Probabilistic reversal learning is a commonly used experimental paradigm for cognitive adaptation, in which individuals first learn action-outcome associations that must then be reversed and relearned. Because the feedback is probabilistic, there is some uncertainty as to whether the negative feedback reflects a real change in the environment or is simply information that should be ignored. The core of such cognitive learning is the assumption that individuals have an internal model of action values that is updated after each feedback by errors in reward prediction and is closely linked to dopaminergic activation in the reward network involving the striatum and prefrontal cortex. Adaptation processes have typically been studied in separate domains, such as cognition and motor behaviour.
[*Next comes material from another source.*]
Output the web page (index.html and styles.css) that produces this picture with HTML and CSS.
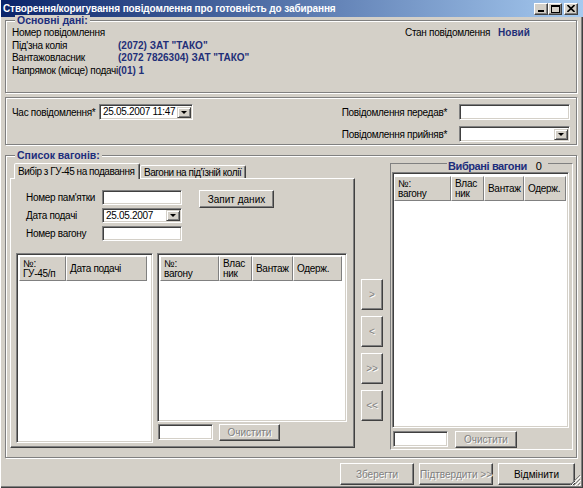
FILE: index.html
```html
<!DOCTYPE html>
<html lang="uk">
<head>
	<meta charset="UTF-8">
	<title>Створення/коригування повідомлення</title>
	<link rel="stylesheet" href="styles.css">
</head>
<body>
	<div class="window">
		<div class="titlebar">
			<span class="title">Створення/коригування повідомлення про готовність до забирання</span>
			<div class="cbtns">
				<span class="cbtn"><svg width="8" height="7" viewBox="0 0 8 7"><rect x="1" y="5" width="6" height="2" fill="#000"/></svg></span>
				<span class="cbtn"><svg width="9" height="8" viewBox="0 0 9 8"><rect x="0.5" y="0.5" width="8" height="7" fill="none" stroke="#000"/><rect x="0" y="0" width="9" height="2" fill="#000"/></svg></span>
				<span class="cbtn close"><svg width="8" height="7" viewBox="0 0 8 7"><path d="M0.5 0 L7.5 7 M7.5 0 L0.5 7" stroke="#000" stroke-width="1.6"/></svg></span>
			</div>
		</div>

		<div class="client">
			<!-- основні дані -->
			<div class="group main-info">
				<div class="group-title">Основні дані:</div>
				<div class="info">
					<div class="info-grid">
						<span>Номер повідомлення</span><span></span>
						<span>Під'зна колія</span><b>(2072) ЗАТ "ТАКО"</b>
						<span>Вантажовласник</span><b>(2072 7826304) ЗАТ "ТАКО"</b>
						<span>Напрямок (місце) подачі</span><b>(01) 1</b>
					</div>
					<div class="state"><span>Стан повідомлення</span><b>Новий</b></div>
				</div>
			</div>

			<!-- час / передав / прийняв -->
			<div class="panel msg">
				<div class="msg-left">
					<label class="lbl-time">Час повідомлення*</label>
					<div class="field combo w94"><span>25.05.2007 11:47</span><i class="drop"></i></div>
				</div>
				<div class="msg-right">
					<div class="msg-row"><label>Повідомлення передав*</label><div class="field w111"></div></div>
					<div class="msg-row"><label>Повідомлення прийняв*</label><div class="field combo w111"><span></span><i class="drop"></i></div></div>
				</div>
			</div>

			<!-- список вагонів -->
			<div class="group wagons">
				<div class="group-title">Список вагонів:</div>
				<div class="wagons-body">
					<div class="tabs">
						<div class="tab-strip">
							<span class="tab active">Вибір з ГУ-45 на подавання</span>
							<span class="tab">Вагони на під'їзній колії</span>
						</div>
						<div class="tab-page">
							<div class="query">
								<div class="query-fields">
									<label>Номер пам'ятки</label><div class="field"></div>
									<label>Дата подачі</label><div class="field combo"><span>25.05.2007</span><i class="drop"></i></div>
									<label>Номер вагону</label><div class="field"></div>
								</div>
								<button class="btn btn-query">Запит даних</button>
							</div>
							<div class="lists">
								<div class="grid grid-gu">
									<div class="grid-head">
										<span class="hc" style="width:47px">№:<br>ГУ-45/п</span>
										<span class="hc" style="width:81px">Дата подачі</span>
									</div>
								</div>
								<div class="list-col">
									<div class="grid grid-wag">
										<div class="grid-head">
											<span class="hc" style="width:59px">№:<br>вагону</span>
											<span class="hc" style="width:33px">Влас<br>ник</span>
											<span class="hc" style="width:41px">Вантаж</span>
											<span class="hc" style="width:49px">Одерж.</span>
										</div>
									</div>
									<div class="grid-foot">
										<div class="field w55"></div>
										<button class="btn btn-clear" disabled>Очистити</button>
									</div>
								</div>
							</div>
						</div>
					</div>

					<div class="arrows">
						<button class="btn" disabled>&gt;</button>
						<button class="btn" disabled>&lt;</button>
						<button class="btn" disabled>&gt;&gt;</button>
						<button class="btn" disabled>&lt;&lt;</button>
					</div>

					<div class="sel">
						<div class="sel-cap"><b>Вибрані вагони</b><span class="cnt">0</span></div>
						<div class="grid grid-sel">
							<div class="grid-head">
								<span class="hc" style="width:57px">№:<br>вагону</span>
								<span class="hc" style="width:33px">Влас<br>ник</span>
								<span class="hc" style="width:40px">Вантаж</span>
								<span class="hc" style="width:42px">Одерж.</span>
							</div>
						</div>
						<div class="grid-foot sel-foot">
							<div class="field w55"></div>
							<button class="btn btn-clear" disabled>Очистити</button>
						</div>
					</div>
				</div>
			</div>

			<div class="actions">
				<button class="btn act" disabled>Зберегти</button>
				<button class="btn act" disabled>Підтвердити &gt;&gt;</button>
				<button class="btn act cancel">Відмінити</button>
			</div>
		</div>

		<svg class="grip" width="12" height="12" viewBox="0 0 12 12">
			<path d="M11 1 L1 11 M11 5 L5 11 M11 9 L9 11" stroke="#808080" stroke-width="1"/>
			<path d="M12 2 L2 12 M12 6 L6 12 M12 10 L10 12" stroke="#fff" stroke-width="1"/>
		</svg>
	</div>
</body>
</html>
```

FILE: styles.css
```css
*{
	box-sizing:border-box;
}
body{
	margin:0;
	font:10px "Liberation Sans", Arial, sans-serif;
	letter-spacing:-0.3px;
	color:#000;
	background:#d4d0c8;
}
label,
span{
	white-space:nowrap;
}
.window{
	position:relative;
	width:583px;
	height:488px;
	background:#d4d0c8;
	border-left:1px solid #fff;
	box-shadow:inset -1px -1px 0 #404040, inset -2px -2px 0 #808080;
}

/* заголовок вікна */
.titlebar{
	height:17px;
	display:flex;
	align-items:center;
	justify-content:space-between;
	padding:0 5px 0 2px;
	background:linear-gradient(to right, #0a246a, #a6caf0);
	color:#fff;
	font:bold 10px "Liberation Sans", Arial, sans-serif;
	letter-spacing:-0.1px;
}
.cbtns{
	display:flex;
}
.cbtn{
	width:14px;
	height:12px;
	display:flex;
	align-items:center;
	justify-content:center;
	background:#d4d0c8;
	border:1px solid;
	border-color:#fff #404040 #404040 #fff;
	box-shadow:inset -1px -1px 0 #808080;
}
.cbtn.close{
	margin-left:2px;
}

.client{
	padding:0 5px 0 4px;
}

/* рамки груп */
.group{
	border:1px solid #808080;
	box-shadow:inset 1px 1px 0 #fff, 1px 1px 0 #fff;
	width:572px;
}
.group-title{
	width:fit-content;
	margin:-6px 0 0 9px;
	padding:0 2px;
	background:#d4d0c8;
	color:#1c2d7c;
	font:bold 10.5px "Liberation Sans", Arial, sans-serif;
	letter-spacing:0;
	line-height:11px;
}
.panel{
	border:1px solid #808080;
	box-shadow:inset 1px 1px 0 #fff, 1px 1px 0 #fff;
	width:572px;
}

.main-info{
	margin-top:3px;
	height:73px;
}
.info{
	display:flex;
	padding:1px 6px 0;
	line-height:12.5px;
}
.info-grid{
	display:grid;
	grid-template-columns:106px auto;
	width:393px;
}
.info b,
.state b{
	color:#1f2f78;
	font:bold 10px "Liberation Sans", Arial, sans-serif;
	letter-spacing:0;
	line-height:12.5px;
	white-space:nowrap;
}
.state{
	display:flex;
	gap:8px;
}

/* поля вводу */
.field{
	height:15px;
	background:#fff;
	border:1px solid;
	border-color:#808080 #fff #fff #808080;
	box-shadow:inset 1px 1px 0 #404040, inset -1px -1px 0 #d4d0c8;
	display:flex;
	align-items:center;
	padding-left:3px;
	line-height:12px;
}
.combo{
	justify-content:space-between;
	padding-right:1px;
}
.drop{
	width:14px;
	height:11px;
	background:#d4d0c8;
	border:1px solid;
	border-color:#d4d0c8 #404040 #404040 #d4d0c8;
	box-shadow:inset 1px 1px 0 #fff, inset -1px -1px 0 #808080;
	display:flex;
	align-items:center;
	justify-content:center;
}
.drop::after{
	content:"";
	border-left:3px solid transparent;
	border-right:3px solid transparent;
	border-top:3px solid #000;
}
.w94{ width:94px; height:16px; }
.w111{ width:111px; height:16px; }
.w55{ width:55px; height:16px; }

.msg{
	margin-top:4px;
	height:48px;
	display:flex;
	justify-content:space-between;
	padding:6px 6px 0 6px;
}
.msg-left{
	display:flex;
	align-items:center;
	height:16px;
}
.lbl-time{
	width:87px;
}
.msg-right{
	display:flex;
	flex-direction:column;
	gap:6px;
}
.msg-row{
	display:flex;
	align-items:center;
	justify-content:flex-end;
	gap:12px;
}

/* список вагонів */
.wagons{
	margin-top:10px;
	padding-bottom:7px;
}
.wagons-body{
	display:flex;
	align-items:flex-start;
	margin-top:2px;
	padding:0 3px 0 4px;
}
.tabs{
	width:345px;
}
.tab-strip{
	display:flex;
	align-items:flex-end;
	height:15px;
	padding-left:4px;
}
.tab{
	height:13px;
	line-height:11px;
	padding:1px 3px 0;
	background:#d4d0c8;
	border:1px solid;
	border-bottom:none;
	border-color:#fff #404040 transparent #fff;
	box-shadow:inset -1px 0 0 #808080;
	border-radius:2px 2px 0 0;
	white-space:nowrap;
	letter-spacing:-0.45px;
	overflow:hidden;
}
.tab.active{
	width:126px;
	height:16px;
	margin-bottom:-1px;
	padding-top:2px;
	position:relative;
	z-index:1;
}
.tab:not(.active){
	width:106px;
}
.tab-page{
	height:270px;
	border:1px solid;
	border-color:#fff #404040 #404040 #fff;
	box-shadow:inset -1px -1px 0 #808080;
	padding:11px 0 0 5px;
}
.query{
	display:flex;
	align-items:flex-start;
	margin-left:10px;
}
.query-fields{
	display:grid;
	grid-template-columns:76px 80px;
	grid-auto-rows:15px;
	row-gap:3px;
	align-items:center;
}

.btn{
	font:inherit;
	color:#000;
	background:#d4d0c8;
	border:1px solid;
	border-color:#fff #404040 #404040 #fff;
	box-shadow:inset -1px -1px 0 #808080;
	padding:0;
	white-space:nowrap;
}
.btn:disabled{
	color:#808080;
	text-shadow:1px 1px 0 #fff;
}
.btn-query{
	width:75px;
	height:18px;
	margin-left:17px;
}

.lists{
	display:flex;
	gap:4px;
	margin-top:12px;
}
.grid{
	background:#fff;
	border:1px solid;
	border-color:#808080 #fff #fff #808080;
	box-shadow:inset 1px 1px 0 #404040, inset -1px -1px 0 #d4d0c8;
	padding:2px 0 0 2px;
}
.grid-gu{
	width:137px;
	height:190px;
}
.list-col{
	width:190px;
}
.grid-wag{
	height:169px;
}
.grid-head{
	display:flex;
}
.hc{
	height:25px;
	display:flex;
	align-items:center;
	padding:0 3px;
	line-height:10px;
	background:#d4d0c8;
	border:1px solid;
	border-color:#fff #808080 #808080 #fff;
	white-space:nowrap;
	overflow:hidden;
}
.grid-foot{
	display:flex;
	align-items:flex-start;
	gap:6px;
	margin-top:2px;
	padding-left:1px;
}
.btn-clear{
	width:61px;
	height:17px;
}

.arrows{
	display:flex;
	flex-direction:column;
	gap:6px;
	width:22px;
	margin:116px 0 0 6px;
}
.arrows .btn{
	height:31px;
}

.sel{
	width:183px;
	height:287px;
	margin-left:7px;
	border:1px solid;
	border-color:#808080 #fff #fff #808080;
	padding:0 3px 0 1px;
}
.sel-cap{
	display:flex;
	height:9px;
	line-height:9px;
	margin:-2px 0 0 55px;
}
.sel-cap b{
	color:#1c2d7c;
	background:#d4d0c8;
	padding:0 1px;
	font:bold 11px "Liberation Sans", Arial, sans-serif;
	line-height:9px;
	letter-spacing:-0.4px;
}
.sel-cap .cnt{
	background:#d4d0c8;
	padding:0 6px 0 8px;
	font-size:11px;
}
.grid-sel{
	height:256px;
	margin-top:1px;
	padding:3px 0 0 1px;
}
.sel-foot{
	margin-top:3px;
	gap:7px;
}
.sel-foot .btn-clear{
	width:62px;
	height:17px;
}

.actions{
	display:flex;
	justify-content:flex-end;
	gap:5px;
	margin-top:5px;
	padding-right:3px;
}
.act{
	width:74px;
	height:22px;
}
.act.cancel{
	width:77px;
}

.grip{
	position:absolute;
	right:2px;
	bottom:2px;
}
```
Since such decision paradigms are usually performed in a highly artificial and isolated environment, we wanted to combine our cognitive adaptation paradigm with more complex motor behaviour, as this better reflects the dynamics in the real world. In addition, motor adaptation has usually been studied in isolation, where an ongoing movement suddenly interrupts an ongoing movement, e.g. reaching an object, leading to a degree of uncertainty, and in response and reaction requires adaptations to successfully perform the movement. Cognitive and motor adaptation processes have not been studied in interaction. To this end, we have developed a touchscreen-based task that reflects variations in the degree of uncertainty in both probabilistic learning, which reflects cognitive processes, and fast reaching, which reflects motor processes. The different levels of uncertainty require different levels of adaptation.
In addition to the combination of cognitive and motor adaptation, we are interested in how these two adaptation processes evolve across the lifespan, how they relate to basic cognitive processes (e.g. executive functions), and how they are related in individuals from disadvantaged socioeconomic backgrounds (e.g. due to stress) and in certain developmental disorders (e.g. ADHD). Initial pilot results of our task indicate that it is easy to apply, can be administered to children from 6 years old to older adults, and that there are individual differences between age groups. Our aim is to develop trajectories for cognitive and motor and motor adaptation to different uncertainty factors, i.e. cognitive predictions under stable or changing environments and motor reaching behaviour under predictable or unpredictable targets. We also want to analyse the trajectories according to moderators of individual disposition and social environment, such as intelligence and socioeconomic inequalities.